MB: Hm, well, of course sometimes you do have doubts. But all these books are thoroughly thought out before they get sent out there. It's not just about seeking controversy, or trying to shock for the sake of it. I'm very well aware that some people find these kind of areas difficult, but I do believe in Doing It, and Lady, and Junk, and they are written from a strong opinion of my own - that it is right and respectful to readers to talk authentically about difficult things in particular.

  • BB: Do you think that Doing It would have provoked the same strong reactions from some critics if it was released for the first time today, or has there been a change in the landscape of teen fiction to render books like this more acceptable?

MB: Teen fiction has certainly expanded and reaction to it has matured. When Doing It came out, a lot of people weren't at all familiar with YA, which was still a very new phenomenon. I don't think it would have the same impact today. Having said that, a lot of people are still very odd about sex - they just can't bear the fact that it is, when all's said and done, really rather rude as well as meaningful and loving. Also, journalists can be very lazy, and even though the idea that teenagers should be ring-fenced rather than informed died as a popular debate in this country a while ago, shock horror always makes a good cheap story. And I do think that in the past few years, we have become a little more prudish than we were before.

  • BB: The idea of age ratings have been discussed at various points over the past few years - what are your thoughts on them? Do you feel there's an age at which teens are 'too young' to read Doing It or Junk?

MB: I've no real opinion on age ratings. I don't really agree, but on the other hand it would be handy for young people to know where to look for stuff they're not supposed to be reading. Books aren't like films - you have to read them to get the juice out of them, whereas images go straight into your brain.

Books like Junk and Doing It should be read after you have all your hormones.
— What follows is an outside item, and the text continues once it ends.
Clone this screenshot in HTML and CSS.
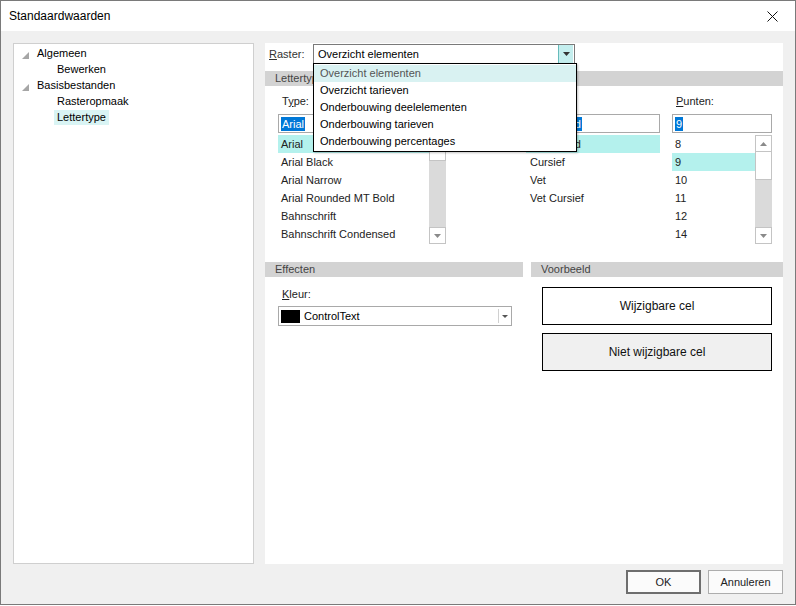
FILE: index.html
```html
<!DOCTYPE html>
<html>
<head>
<meta charset="utf-8">
<link rel="stylesheet" href="styles.css">
</head>
<body>
<div class="window">
  <div class="titlebar">
    <span class="title">Standaardwaarden</span>
    <span class="close"><svg width="11" height="11" viewBox="0 0 11 11"><path d="M0.5 0.5 L10.5 10.5 M10.5 0.5 L0.5 10.5" stroke="#111" stroke-width="1" fill="none"/></svg></span>
  </div>
  <div class="body">
    <div class="content">
      <div class="tree">
        <div class="node l1"><svg class="tri" width="7" height="7" viewBox="0 0 7 7"><polygon points="7,0 7,7 0,7" fill="#a6a6a6"/></svg><span>Algemeen</span></div>
        <div class="node l2"><span>Bewerken</span></div>
        <div class="node l1"><svg class="tri" width="7" height="7" viewBox="0 0 7 7"><polygon points="7,0 7,7 0,7" fill="#a6a6a6"/></svg><span>Basisbestanden</span></div>
        <div class="node l2"><span>Rasteropmaak</span></div>
        <div class="node l2"><span class="tree-sel">Lettertype</span></div>
      </div>
      <div class="panel">
        <div class="raster-row">
          <span class="lbl raster-lbl"><u>R</u>aster:</span>
          <div class="combo raster">
            <span class="combo-text">Overzicht elementen</span>
            <span class="combo-btn hot"><svg width="7" height="4" viewBox="0 0 7 4"><polygon points="0,0 7,0 3.5,4" fill="#333"/></svg></span>
            <div class="dropdown">
              <div class="dd-item dd-sel">Overzicht elementen</div>
              <div class="dd-item">Overzicht tarieven</div>
              <div class="dd-item">Onderbouwing deelelementen</div>
              <div class="dd-item">Onderbouwing tarieven</div>
              <div class="dd-item">Onderbouwing percentages</div>
            </div>
          </div>
        </div>
        <div class="section-head">Lettertype</div>
        <div class="font-area">
          <div class="col col-type">
            <div class="lbl">T<u>y</u>pe:</div>
            <div class="input"><span class="sel">Arial</span></div>
            <div class="list">
              <div class="items">
                <div class="row hl">Arial</div>
                <div class="row">Arial Black</div>
                <div class="row">Arial Narrow</div>
                <div class="row">Arial Rounded MT Bold</div>
                <div class="row">Bahnschrift</div>
                <div class="row">Bahnschrift Condensed</div>
              </div>
              <div class="scrollbar">
                <div class="sb-btn"><svg width="7" height="4" viewBox="0 0 7 4"><polygon points="0,4 7,4 3.5,0" fill="#8a8a8a"/></svg></div>
                <div class="sb-thumb short"></div>
                <div class="sb-track"></div>
                <div class="sb-btn"><svg width="7" height="4" viewBox="0 0 7 4"><polygon points="0,0 7,0 3.5,4" fill="#8a8a8a"/></svg></div>
              </div>
            </div>
          </div>
          <div class="col col-style">
            <div class="lbl"><u>S</u>tijl:</div>
            <div class="input"><span class="sel">Standaard</span></div>
            <div class="list">
              <div class="items">
                <div class="row hl">Standaard</div>
                <div class="row">Cursief</div>
                <div class="row">Vet</div>
                <div class="row">Vet Cursief</div>
              </div>
            </div>
          </div>
          <div class="col col-size">
            <div class="lbl"><u>P</u>unten:</div>
            <div class="input"><span class="sel">9</span></div>
            <div class="list">
              <div class="items">
                <div class="row">8</div>
                <div class="row hl">9</div>
                <div class="row">10</div>
                <div class="row">11</div>
                <div class="row">12</div>
                <div class="row">14</div>
              </div>
              <div class="scrollbar">
                <div class="sb-btn"><svg width="7" height="4" viewBox="0 0 7 4"><polygon points="0,4 7,4 3.5,0" fill="#8a8a8a"/></svg></div>
                <div class="sb-thumb tall"></div>
                <div class="sb-track"></div>
                <div class="sb-btn"><svg width="7" height="4" viewBox="0 0 7 4"><polygon points="0,0 7,0 3.5,4" fill="#8a8a8a"/></svg></div>
              </div>
            </div>
          </div>
        </div>
        <div class="lower">
          <div class="effects">
            <div class="section-head">Effecten</div>
            <div class="lbl kleur-lbl"><u>K</u>leur:</div>
            <div class="combo kleur">
              <span class="swatch"></span>
              <span class="combo-text">ControlText</span>
              <span class="combo-btn plain"><svg width="6" height="3" viewBox="0 0 6 3"><polygon points="0,0 6,0 3,3" fill="#555"/></svg></span>
            </div>
          </div>
          <div class="preview">
            <div class="section-head">Voorbeeld</div>
            <div class="cell editable">Wijzigbare cel</div>
            <div class="cell readonly">Niet wijzigbare cel</div>
          </div>
        </div>
      </div>
    </div>
    <div class="footer">
      <button class="btn default">OK</button>
      <button class="btn">Annuleren</button>
    </div>
  </div>
</div>
</body>
</html>
```

FILE: styles.css
```css
* { box-sizing: border-box; }
html, body { margin: 0; padding: 0; }
body {
  width: 796px;
  height: 606px;
  background: #ffffff;
  font-family: "Liberation Sans", Arial, sans-serif;
  font-size: 11px;
  color: #1e1e1e;
  overflow: hidden;
}
.window {
  width: 796px;
  height: 605px;
  border: 1px solid #7a7a7a;
  display: flex;
  flex-direction: column;
  background: #f0f0f0;
}
.titlebar {
  height: 30px;
  flex: none;
  background: #ffffff;
  display: flex;
  align-items: center;
  justify-content: space-between;
  padding-left: 8px;
  padding-right: 17px;
}
.title { font-size: 12px; color: #000; }
.close { display: flex; align-items: center; }
.body {
  flex: 1;
  display: flex;
  flex-direction: column;
  padding: 12px 12px 10px 12px;
}
.content {
  display: flex;
  gap: 11px;
  height: 521px;
}
.tree {
  width: 241px;
  height: 521px;
  background: #fff;
  border: 1px solid #cfcfcf;
  padding-top: 1px;
}
.node {
  height: 16px;
  display: flex;
  align-items: center;
  color: #000;
}
.node.l1 { padding-left: 8px; }
.node.l1 .tri { margin-right: 8px; margin-top: 5px; }
.node.l2 { padding-left: 40px; }
.node.l2 span { padding: 0 3px; line-height: 15px; }
.tree-sel { background: #d9f4f4; }

.panel {
  width: 518px;
  height: 521px;
  background: #fff;
  display: flex;
  flex-direction: column;
}
.lbl { color: #222; line-height: 14px; }
.raster-row {
  display: flex;
  align-items: center;
  margin-top: 1px;
  padding-left: 4px;
  height: 20px;
}
.raster-lbl { width: 44px; color: #333; }
.combo {
  position: relative;
  display: flex;
  align-items: center;
  height: 20px;
  border: 1px solid #a9a9a9;
  background: #fff;
}
.combo.raster { width: 262px; border-color: #7a7a7a; }
.combo-text { flex: 1; padding-left: 4px; color: #000; }
.combo-btn {
  width: 15px;
  height: 18px;
  display: flex;
  align-items: center;
  justify-content: center;
}
.combo-btn.hot {
  background: #c4eeee;
  border-left: 1px solid #6bb;
  margin-right: 1px;
}
.combo-btn.plain {
  border-left: 1px solid #d0d0d0;
  width: 12px;
}
.dropdown {
  position: absolute;
  top: 18px;
  left: -1px;
  width: 264px;
  height: 89px;
  background: #fff;
  border: 1px solid #000;
  box-shadow: 1px 1px 2px rgba(0,0,0,0.25);
  z-index: 10;
  padding-top: 1px;
}
.dd-item {
  height: 17px;
  line-height: 17px;
  padding-left: 6px;
  color: #000;
}
.dd-sel { background: #d9f2f2; color: #555; }

.section-head {
  height: 15px;
  line-height: 15px;
  background: #d3d3d3;
  color: #444;
  padding-left: 10px;
}
.panel > .section-head { margin-top: 7px; }

.font-area {
  display: flex;
  padding-left: 13px;
}
.col { display: flex; flex-direction: column; }
.col .lbl { margin-top: 8px; padding-left: 4px; }
.col-type { width: 168px; }
.col-style { width: 134px; margin-left: 80px; }
.col-size { width: 100px; margin-left: 12px; }
.input {
  margin-top: 6px;
  height: 19px;
  border: 1px solid #a9a9a9;
  display: flex;
  align-items: center;
  padding-left: 2px;
}
.sel { background: #0078d7; color: #fff; line-height: 14px; padding: 0 1px; }
.list {
  margin-top: 2px;
  height: 109px;
  display: flex;
  overflow: hidden;
}
.items { flex: 1; }
.row {
  height: 18px;
  line-height: 18px;
  padding-left: 3px;
  white-space: nowrap;
  color: #222;
}
.row.hl { background: #b4f1ed; }
.col-style .row { padding-left: 4px; }
.scrollbar {
  width: 17px;
  display: flex;
  flex-direction: column;
  background: #dadada;
}
.sb-btn {
  height: 17px;
  background: #fff;
  border: 1px solid #c4c4c4;
  display: flex;
  align-items: center;
  justify-content: center;
}
.sb-thumb { background: #fff; border: 1px solid #c4c4c4; border-top: none; }
.sb-thumb.short { height: 9px; }
.sb-thumb.tall { height: 28px; }
.sb-track { flex: 1; }

.lower {
  margin-top: 18px;
  display: flex;
  gap: 8px;
}
.effects { width: 258px; }
.preview { width: 252px; }
.kleur-lbl { margin-top: 10px; padding-left: 17px; color: #222; }
.combo.kleur {
  margin-top: 5px;
  margin-left: 13px;
  width: 234px;
}
.combo.kleur .combo-btn { height: 14px; margin-right: 1px; }
.swatch {
  width: 19px;
  height: 13px;
  background: #000;
  margin-left: 2px;
}
.combo.kleur .combo-text { padding-left: 4px; }
.cell {
  margin-left: 11px;
  width: 230px;
  height: 38px;
  border: 1px solid #000;
  display: flex;
  align-items: center;
  justify-content: center;
  font-size: 12px;
  color: #111;
}
.cell.editable { margin-top: 10px; background: #fff; }
.cell.readonly { margin-top: 8px; background: #f0f0f0; }

.footer {
  margin-top: 6px;
  display: flex;
  justify-content: flex-end;
  gap: 7px;
}
.btn {
  width: 75px;
  height: 24px;
  font-family: "Liberation Sans", Arial, sans-serif;
  font-size: 11px;
  color: #222;
  background: #fbfbfb;
  border: 1px solid #adadad;
  padding: 0;
}
.btn.default { border: 2px solid #6e6e6e; }
```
I don't think it'll do you any harm beforehand, but quite a bit of it will go over your head, no matter how high your reading age.

  • BB: Do you think there are any taboo topics in YA fiction today, or does anything go as long as it's handled correctly?

MB: I can't think of any taboos - people have pretty well tackled everything already.

  • BB: Doing It has been a consistently popular book since its release and there are lots of different covers out for it. I think the one people will be most familiar with is the one showing a girl with her knickers lowered down her legs. What were your initial reactions when you first saw the cover, and how do you think it compares with the upcoming cover?

MB: Hmm! I did have a problem with the original Puffin cover, not because of the knickers around her knees, but because the girl was SO thin! I took care to have a big sexy girl in Doing It, and they put a twelve year old anorexic on the front instead. I like the current cover, but the Puffin one had one big advantage - it did what it said on the tin!

  • BB: Teen fiction has perhaps been dominated by series over the past few years, but nearly all of your books have been standalones – I think the only exceptions are Bloodtide and Bloodsong? Have you ever considered returning to the characters of any of your other novels, and if so, which would you most like to write a follow-up to?

MB: I have. Doing It would certainly be one; Junk would be another. One day, maybe.

  • BB: What are you reading at the moment?

MB: I've just started beekeeping so I'm reading bee books at the moment. The Buzz About Bees, by Jurgen Tautz, is my favourite

  • BB: What's next for Melvin Burgess?

MB: Political fantasy.

  • BB: Thanks for chatting to us, Melvin - plenty for us to think about there.